DAHA ÖNCE MERMER OCAKLARINI KAPATTIRDIK, ŞİMDİ DE KÖMÜR OCAKLARINI KAPATTIRABİLİRİZ
Çevreci hareketlerin son iki haftadır etkinlik ve eylemleriyle Vattenfall'ın kömür ocaklarını İsveç medyasının gündemine getirmeyi başardıklarına dikkat çeken Holm, “Eğer bunu kamuoyunun gündemine getirmeyi başarabildiysek sonuç almayı da başarabiliriz. Daha önce Gotland Adası'ndaki mermer ocaklarını kapsamlı bir seferberlik sonucu kapattırdık. Aynı şekilde Suudi Arabistan'la imzalanan silah anlaşmasını iptal ettirdik.
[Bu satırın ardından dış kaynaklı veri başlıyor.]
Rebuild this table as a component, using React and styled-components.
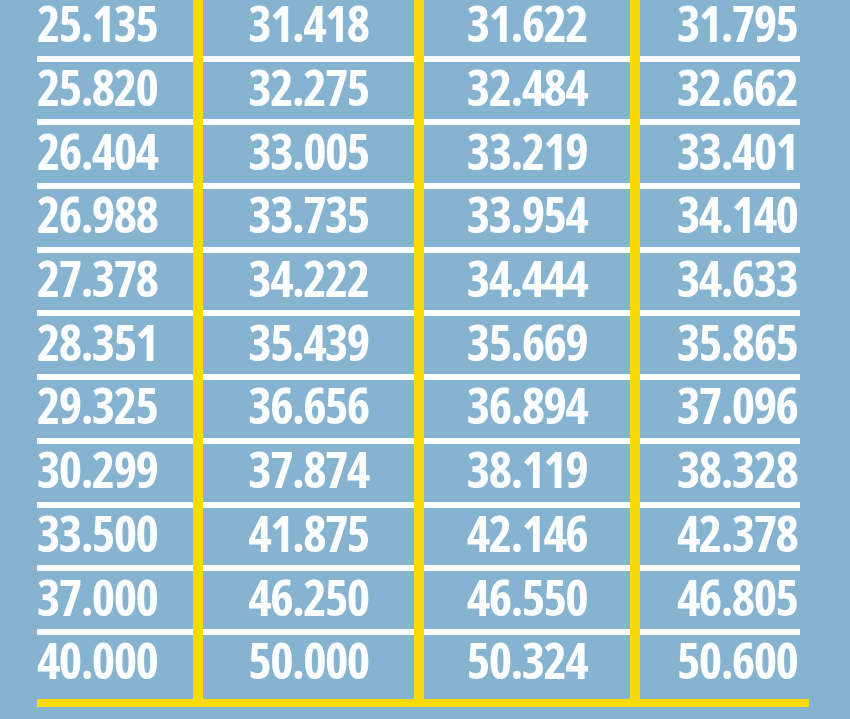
import styled, { createGlobalStyle } from "styled-components";

const Color = {
  Sky: "#86b4d0",
  Yellow: "#f7da07",
  White: "#fbfdfe",
};

const rows = [
  ["25.135", "31.418", "31.622", "31.795"],
  ["25.820", "32.275", "32.484", "32.662"],
  ["26.404", "33.005", "33.219", "33.401"],
  ["26.988", "33.735", "33.954", "34.140"],
  ["27.378", "34.222", "34.444", "34.633"],
  ["28.351", "35.439", "35.669", "35.865"],
  ["29.325", "36.656", "36.894", "37.096"],
  ["30.299", "37.874", "38.119", "38.328"],
  ["33.500", "41.875", "42.146", "42.378"],
  ["37.000", "46.250", "46.550", "46.805"],
  ["40.000", "50.000", "50.324", "50.600"],
];

// width, text alignment and left padding of each column
const columns = [
  { width: 156, align: "left", pad: 0 },
  { width: 211, align: "center", pad: 0 },
  { width: 206, align: "center", pad: 0 },
  { width: 160, align: "left", pad: 37 },
];

const GlobalStyle = createGlobalStyle`
  html, body {
    margin: 0;
    padding: 0;
    background-color: ${Color.Sky};
    overflow: hidden;
  }
`;

const App = () => {
  return (
    <Page>
      <GlobalStyle />
      <Table>
        <Columns>
          {columns.map((col, c) => (
            <Column key={c} $width={col.width} $last={c === columns.length - 1}>
              {rows.map((row, r) => (
                <Cell
                  key={r}
                  $align={col.align}
                  $pad={col.pad}
                  $last={r === rows.length - 1}
                >
                  {row[c]}
                </Cell>
              ))}
            </Column>
          ))}
        </Columns>
        <BottomLine />
      </Table>
    </Page>
  );
};

const Page = styled.div`
  background-color: ${Color.Sky};
  width: 850px;
  height: 719px;
  overflow: hidden;
`;

const Table = styled.div`
  margin-left: 37px;
  margin-top: -2px;
  width: 772px;
  display: flex;
  flex-direction: column;
`;

const Columns = styled.div`
  display: flex;
`;

const Column = styled.div`
  width: ${(props) => props.$width}px;
  display: flex;
  flex-direction: column;
  border-right: ${(props) => (props.$last ? "none" : `10px solid ${Color.Yellow}`)};
`;

const Cell = styled.div`
  box-sizing: border-box;
  height: 63.7px;
  padding-bottom: 7px;
  border-bottom: 6px solid
    ${(props) => (props.$last ? "transparent" : Color.White)};
  display: flex;
  align-items: center;
  justify-content: ${(props) => (props.$align === "center" ? "center" : "flex-start")};
  padding-left: ${(props) => props.$pad}px;
  color: ${Color.White};
  font-family: "Open Sans", "Roboto", sans-serif;
  font-stretch: 75%;
  font-weight: 700;
  font-size: 50px;
  letter-spacing: -1.6px;
  line-height: 1;
  white-space: nowrap;
`;

const BottomLine = styled.div`
  height: 8px;
  background-color: ${Color.Yellow};
`;

export default App;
Aynı şeyi şimdi de yapabilir ve kömür ocaklarını kapattırabiliriz” şeklinde konuştu.
ALMANYA'DAKİ OCAKLAR 1 MİLYAR TON KARBONİKASİTİ DOĞAYA YAYACAK
24 çevre örgütü tarafından yapılan ortak açıklamada, Almanya'daki ocakların üretimi sürdürmesi durumunda toplam 1 milyar ton karbonikasiti çevreye yayacağını, bunun da tüm İsveç'in 24 yılda doğaya yayacağı zehirli gazlara denk geldiğini söylüyorlar.
Ocakları satın alan EPH'nin daha fazla kazanabilmek için mümkün olan en fazla kömürü çıkaracağını belirten çevre örgütleri, bunun insanlığa karşı bir suç olduğunu söylüyor ve ocakların kapatılmasını talep ediyor.
Çevre Partisi Yeşiller'in geçtiğimiz yılın haziran ayında toplanan kongresinde, Vattenfall'ın ocaklarının satışının iklim ve doğa üzerinde yıkıcı sonuçlara yol açacağı belirtilmiş ve ocakların kapatılması için partinin girişimde bulunma kararı alınmıştı.
Ancak Yeşiller'in Çevre Bakanı Asa Romson, bir kaç ay sonra parlamentoda çoğunluk olmadığını öne sürerek ocakların satışını durdurmaya çalışmanın gereksiz olduğunu açıklamıştı. Yeşiller'in kongre kararlarına aykırı bir tutum sergilemeleri parti içinde tartışmalara yol açmış, çevre örgütleri de, Çevre Partisi Yeşiller'i seçimlerde halka verdikleri sözleri tutmamakla suçlamıştı.